Data section:
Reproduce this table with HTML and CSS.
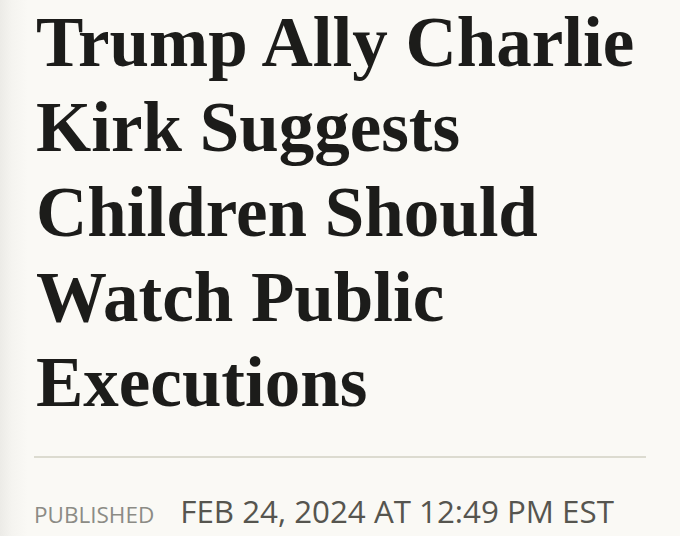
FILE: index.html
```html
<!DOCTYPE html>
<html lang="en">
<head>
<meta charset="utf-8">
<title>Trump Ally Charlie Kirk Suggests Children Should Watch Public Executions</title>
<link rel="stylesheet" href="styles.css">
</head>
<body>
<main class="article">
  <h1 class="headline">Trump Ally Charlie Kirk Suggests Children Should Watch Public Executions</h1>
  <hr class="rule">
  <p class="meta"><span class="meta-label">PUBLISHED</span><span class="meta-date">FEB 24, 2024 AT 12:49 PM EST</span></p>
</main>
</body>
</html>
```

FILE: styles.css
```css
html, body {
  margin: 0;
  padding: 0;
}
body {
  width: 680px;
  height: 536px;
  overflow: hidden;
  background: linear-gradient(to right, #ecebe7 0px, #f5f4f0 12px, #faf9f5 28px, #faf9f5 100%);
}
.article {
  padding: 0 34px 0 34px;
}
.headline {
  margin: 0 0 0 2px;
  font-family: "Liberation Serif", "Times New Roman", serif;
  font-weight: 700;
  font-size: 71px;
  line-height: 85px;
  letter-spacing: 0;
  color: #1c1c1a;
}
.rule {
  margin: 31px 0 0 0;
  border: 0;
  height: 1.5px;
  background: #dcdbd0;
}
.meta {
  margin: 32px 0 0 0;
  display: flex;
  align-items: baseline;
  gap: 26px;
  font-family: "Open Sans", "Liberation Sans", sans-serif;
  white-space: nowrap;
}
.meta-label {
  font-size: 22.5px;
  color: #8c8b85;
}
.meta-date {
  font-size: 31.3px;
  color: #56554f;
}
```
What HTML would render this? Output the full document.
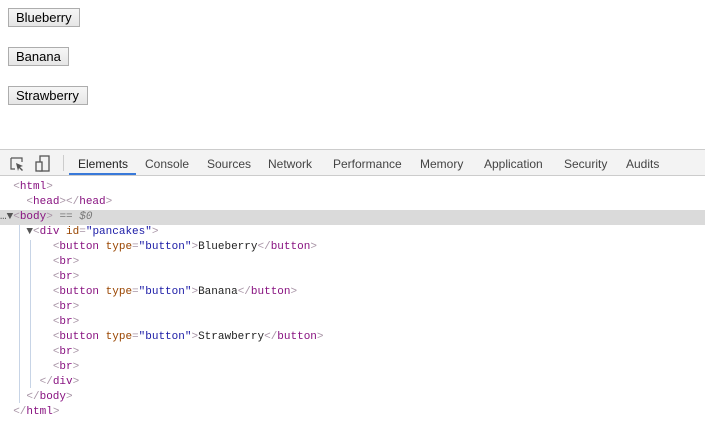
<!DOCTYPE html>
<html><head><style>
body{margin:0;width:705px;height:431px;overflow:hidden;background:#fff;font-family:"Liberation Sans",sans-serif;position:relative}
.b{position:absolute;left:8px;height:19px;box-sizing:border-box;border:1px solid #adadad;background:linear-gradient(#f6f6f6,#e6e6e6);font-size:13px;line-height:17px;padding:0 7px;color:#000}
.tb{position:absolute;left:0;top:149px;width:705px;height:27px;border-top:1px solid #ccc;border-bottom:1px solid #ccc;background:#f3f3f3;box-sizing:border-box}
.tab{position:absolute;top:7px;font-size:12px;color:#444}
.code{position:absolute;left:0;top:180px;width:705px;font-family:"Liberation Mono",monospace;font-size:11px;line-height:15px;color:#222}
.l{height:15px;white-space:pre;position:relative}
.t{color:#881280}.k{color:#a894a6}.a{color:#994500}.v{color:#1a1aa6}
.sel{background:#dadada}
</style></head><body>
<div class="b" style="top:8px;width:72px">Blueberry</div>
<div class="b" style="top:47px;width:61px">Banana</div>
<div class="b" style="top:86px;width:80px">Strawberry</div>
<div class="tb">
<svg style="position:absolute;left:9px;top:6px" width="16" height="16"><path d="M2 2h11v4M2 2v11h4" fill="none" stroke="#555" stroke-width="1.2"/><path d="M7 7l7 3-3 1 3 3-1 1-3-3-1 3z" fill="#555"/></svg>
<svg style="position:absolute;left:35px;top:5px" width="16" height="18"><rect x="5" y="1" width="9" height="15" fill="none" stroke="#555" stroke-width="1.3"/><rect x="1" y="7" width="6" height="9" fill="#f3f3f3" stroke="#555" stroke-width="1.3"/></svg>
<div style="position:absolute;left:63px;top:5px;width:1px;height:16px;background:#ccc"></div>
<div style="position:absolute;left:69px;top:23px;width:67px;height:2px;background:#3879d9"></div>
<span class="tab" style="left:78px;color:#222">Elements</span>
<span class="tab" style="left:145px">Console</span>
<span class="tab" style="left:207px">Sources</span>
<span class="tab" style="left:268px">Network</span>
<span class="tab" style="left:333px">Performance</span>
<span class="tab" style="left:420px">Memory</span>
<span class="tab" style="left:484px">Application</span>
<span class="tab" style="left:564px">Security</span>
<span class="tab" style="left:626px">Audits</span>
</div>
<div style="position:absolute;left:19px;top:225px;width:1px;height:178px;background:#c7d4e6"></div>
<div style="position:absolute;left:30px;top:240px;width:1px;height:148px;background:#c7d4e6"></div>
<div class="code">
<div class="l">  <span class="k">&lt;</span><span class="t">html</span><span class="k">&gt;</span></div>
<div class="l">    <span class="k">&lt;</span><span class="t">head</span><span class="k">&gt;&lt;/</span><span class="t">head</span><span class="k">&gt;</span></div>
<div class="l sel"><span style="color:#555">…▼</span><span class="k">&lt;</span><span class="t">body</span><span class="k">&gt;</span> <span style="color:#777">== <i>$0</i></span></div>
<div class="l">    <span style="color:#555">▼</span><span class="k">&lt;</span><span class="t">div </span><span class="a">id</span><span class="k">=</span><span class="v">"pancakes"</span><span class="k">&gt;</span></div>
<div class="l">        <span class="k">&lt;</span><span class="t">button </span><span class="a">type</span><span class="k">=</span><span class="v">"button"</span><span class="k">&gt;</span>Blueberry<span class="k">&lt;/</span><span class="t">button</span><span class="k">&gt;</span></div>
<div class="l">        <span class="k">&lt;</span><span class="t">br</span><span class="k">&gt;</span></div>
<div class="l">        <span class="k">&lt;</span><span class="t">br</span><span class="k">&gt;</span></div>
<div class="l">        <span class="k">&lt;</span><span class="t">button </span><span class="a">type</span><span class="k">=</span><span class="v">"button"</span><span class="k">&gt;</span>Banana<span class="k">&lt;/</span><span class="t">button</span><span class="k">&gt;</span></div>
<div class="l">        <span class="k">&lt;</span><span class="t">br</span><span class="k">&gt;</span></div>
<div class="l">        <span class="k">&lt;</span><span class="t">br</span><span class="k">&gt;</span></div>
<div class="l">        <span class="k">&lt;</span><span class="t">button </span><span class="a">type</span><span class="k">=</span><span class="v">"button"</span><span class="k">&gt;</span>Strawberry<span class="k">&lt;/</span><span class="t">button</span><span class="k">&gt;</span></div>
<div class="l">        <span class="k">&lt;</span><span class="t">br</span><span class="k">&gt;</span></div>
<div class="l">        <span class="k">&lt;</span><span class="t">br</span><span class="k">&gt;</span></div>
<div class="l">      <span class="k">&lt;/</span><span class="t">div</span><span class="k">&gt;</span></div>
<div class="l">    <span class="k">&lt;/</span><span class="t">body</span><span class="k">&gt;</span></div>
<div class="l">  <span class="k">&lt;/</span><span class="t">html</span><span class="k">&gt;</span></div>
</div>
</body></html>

Problem requirements: Give the number of lines in the listing above that hold the string "this", with nothing else.

Response to the exercise: 2